Auto CEO Pay Is Reaching Astonishing Levels Even When Company Results Tell a Messier Story

There is something jarring about looking at the modern auto industry and realizing just how detached executive pay can feel from the year a company actually had. This is not just about one headline-grabbing compensation package or one polarizing CEO. It is about a broader pattern where the people at the very top can take home enormous sums in years when profits are under pressure, EV strategies are being rewritten, and the path forward still looks anything but settled. In an industry built on factories, margins, recalls, incentives, and brutal competition, the scale of some of these pay packages can feel almost surreal.

That disconnect becomes even harder to ignore when you step back from the compensation tables and look at what the companies themselves were actually dealing with. Tesla faced weaker sales and profit pressure while Elon Musk’s compensation remained in the stratosphere due to stock-based awards. Rivian, still chasing sustainable profitability, handed RJ Scaringe a package worth more than $400 million. Meanwhile, the traditional Detroit players looked far more restrained by comparison, but even there, multi-million-dollar paydays continued to arrive during a period when automakers were taking writedowns, reworking EV plans, and adjusting bonus formulas around a rapidly changing market.

Of course, boards and investors will argue that CEO pay is not supposed to be a simple mirror of one year’s net income. Much of it is tied to stock awards, long-term incentives, retention, and the idea that steering a giant automaker through a volatile era requires rare talent. That argument is not entirely unreasonable. Running a company like GM, Ford, Tesla, or Rivian in 2025 was not exactly a calm assignment. But the question people naturally ask is whether the reward system has become so financialized and so abstract that it no longer passes the gut-check test. When a company is still figuring out how to make EVs profitable, still closing strategic gaps, or still trying to reassure investors, it is fair for people to wonder what exactly is being rewarded so richly in that moment.

What makes it even more striking is that the auto business is not Silicon Valley software. Carmaking is capital-intensive, cyclical, politically exposed, and unforgiving when products miss the mark. Workers, suppliers, dealers, and shareholders all feel the effects when strategy goes sideways. So when a CEO’s compensation climbs in the same era that a company is cutting costs, slowing EV programs, taking large charges, or leaning on accounting adjustments and revised targets to steady the story, the optics get difficult in a hurry. The numbers may be defensible on paper, but that does not mean they feel proportionate to the reality facing the business underneath.
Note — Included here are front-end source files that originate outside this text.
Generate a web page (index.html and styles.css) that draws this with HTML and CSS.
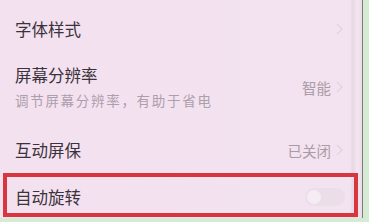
FILE: index.html
```html
<!DOCTYPE html>
<html lang="zh-CN">
<head>
    <meta charset="UTF-8">
    <meta name="viewport" content="width=device-width, initial-scale=1.0">
    <title>显示设置</title>
    <link rel="stylesheet" href="styles.css">
</head>
<body>
    <div class="screen">
        <div class="row row-first">
            <span class="title">字体样式</span>
            <svg class="chevron" viewBox="0 0 7 12"><path d="M1 1l5 5-5 5"/></svg>
        </div>
        <div class="row row-double">
            <div class="text">
                <div class="title">屏幕分辨率</div>
                <div class="sub">调节屏幕分辨率，有助于省电</div>
            </div>
            <span class="value">智能</span>
            <svg class="chevron" viewBox="0 0 7 12"><path d="M1 1l5 5-5 5"/></svg>
        </div>
        <div class="row row-third">
            <span class="title">互动屏保</span>
            <span class="value">已关闭</span>
            <svg class="chevron" viewBox="0 0 7 12"><path d="M1 1l5 5-5 5"/></svg>
        </div>
        <div class="row row-marked">
            <span class="title">自动旋转</span>
            <span class="toggle"><span class="knob"></span></span>
        </div>
    </div>
</body>
</html>
```

FILE: styles.css
```css
body {
    margin: 0;
    padding: 0;
    width: 369px;
    height: 222px;
    overflow: hidden;
    background-color: #d6ebd4; /* fond vert derriere le telephone */
    font-family: "Noto Sans CJK SC", "Noto Sans", sans-serif;
}

.screen {
    width: 362px;
    height: 218px;
    border-right: 1px solid #7d7a7c;
    background: linear-gradient(to right, #f3e1f0 0, #f3e2f0 350px, #e8d6e4 353px, #f4e6f1 357px, #ecdce9 362px);
}

.row {
    display: flex;
    align-items: center;
    padding: 0 19px 0 15px;
    box-sizing: border-box;
}

.row-first {
    height: 58px;
}

.row-double {
    height: 58px;
}

.row-third {
    height: 56px;
    padding-top: 12px;
}

.title {
    font-size: 16.5px;
    line-height: 20px;
    color: #3b333a;
    flex: 1;
}

.text {
    flex: 1;
    display: flex;
    flex-direction: column;
}

.text .title {
    margin-bottom: 6px;
}

.sub {
    font-size: 13.5px;
    line-height: 18px;
    letter-spacing: 1.7px;
    color: #ad9eab;
}

.value {
    font-size: 14.5px;
    color: #a99ba6;
    margin-right: 5px;
}

.chevron {
    width: 7px;
    height: 12px;
    fill: none;
    stroke: #e2d2df;
    stroke-width: 1.3;
}

.row-first .chevron {
    margin-left: auto;
}

.row-marked {
    margin: 1px 0 0 3px;
    width: 355px;
    height: 44px;
    border: 4px solid #d8363f;
    padding: 4px 9px 0 8px;
}

.toggle {
    display: block;
    width: 40px;
    height: 18px;
    border-radius: 9px;
    background-color: #ebdee9;
    position: relative;
}

.knob {
    position: absolute;
    left: 2px;
    top: 2px;
    width: 14px;
    height: 14px;
    border-radius: 50%;
    background-color: #f5edf3;
}
```
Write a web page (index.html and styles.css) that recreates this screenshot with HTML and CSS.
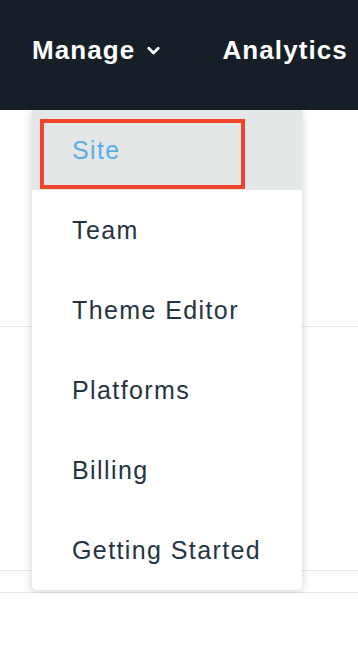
FILE: index.html
```html
<!DOCTYPE html>
<html lang="en">
<head>
    <meta charset="UTF-8">
    <meta name="viewport" content="width=device-width, initial-scale=1.0">
    <title>Manage</title>
    <link rel="stylesheet" href="styles.css">
</head>
<body>
<nav class="top-nav">
    <div class="nav-item nav-open">
        <span>Manage</span>
        <svg class="chevron" viewBox="0 0 13 10" width="13" height="10">
            <path d="M1.8 2.2 L6.5 6.9 L11.2 2.2" fill="none" stroke="#fff" stroke-width="2.8" stroke-linecap="round" stroke-linejoin="round"/>
        </svg>
        <ul class="dropdown">
            <li class="active">
                <span>Site</span>
                <div class="highlight-box"></div>
            </li>
            <li>Team</li>
            <li>Theme Editor</li>
            <li>Platforms</li>
            <li>Billing</li>
            <li>Getting Started</li>
        </ul>
    </div>
    <div class="nav-item">
        <span>Analytics</span>
        <svg class="chevron" viewBox="0 0 13 10" width="13" height="10">
            <path d="M1.8 2.2 L6.5 6.9 L11.2 2.2" fill="none" stroke="#fff" stroke-width="2.8" stroke-linecap="round" stroke-linejoin="round"/>
        </svg>
    </div>
</nav>

<div class="page-content">
    <div class="row row-top"></div>
    <div class="row row-middle"></div>
    <div class="row row-bottom"></div>
</div>
</body>
</html>
```

FILE: styles.css
```css
/* Global Styles */
body {
    font-family: 'Liberation Sans', Arial, sans-serif;
    background-color: #ffffff;
    margin: 0;
    padding: 0;
    overflow: hidden;
}

.top-nav {
    background-color: #161e28;
    height: 110px;
    display: flex;
    align-items: flex-start;
    gap: 62px;
    padding: 0 0 0 32px;
    white-space: nowrap;
}

.nav-item {
    position: relative;
    display: flex;
    align-items: center;
    gap: 12px;
    margin-top: 35px;
    color: white;
    font-size: 26px;
    font-weight: bold;
    letter-spacing: 1.1px;
    line-height: 30px;
}

.chevron {
    margin-top: 2px;
}

/* Dropdown */
.dropdown {
    position: absolute;
    top: 75px;
    left: 0;
    width: 270px;
    margin: 0;
    padding: 0;
    list-style: none;
    background-color: white;
    border-radius: 0 0 5px 5px;
    box-shadow: 0 2px 10px rgba(30, 45, 60, 0.22);
    z-index: 10;
}

.dropdown li {
    position: relative;
    height: 80px;
    display: flex;
    align-items: center;
    padding-left: 40px;
    font-size: 25px;
    font-weight: normal;
    letter-spacing: 1.4px;
    color: #253444;
}

.dropdown li.active {
    background-color: #e3e7e8;
    color: #5aaee6;
}

.highlight-box {
    position: absolute;
    top: 9px;
    left: 8px;
    width: 197px;
    height: 62px;
    border: 4px solid #ef4528;
}

/* Page content behind the menu */
.page-content {
    display: flex;
    flex-direction: column;
}

.row {
    border-bottom: 1px solid #e3e8e8;
}

.row-top {
    height: 216px;
}

.row-middle {
    height: 243px;
}

.row-bottom {
    height: 21px;
}
```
In the end, the astonishing part is not simply that auto CEOs make a lot of money. It is that the gap between executive compensation and company performance can now feel so wide that it almost invites disbelief. Some leaders may absolutely deserve elite pay for navigating an industry in transition. But when the compensation headlines start sounding healthier than the companies themselves, it is hard not to question whether the scoreboard still reflects the game the rest of the industry is actually playing. And for anyone watching from outside the boardroom, that may be the most revealing story of all.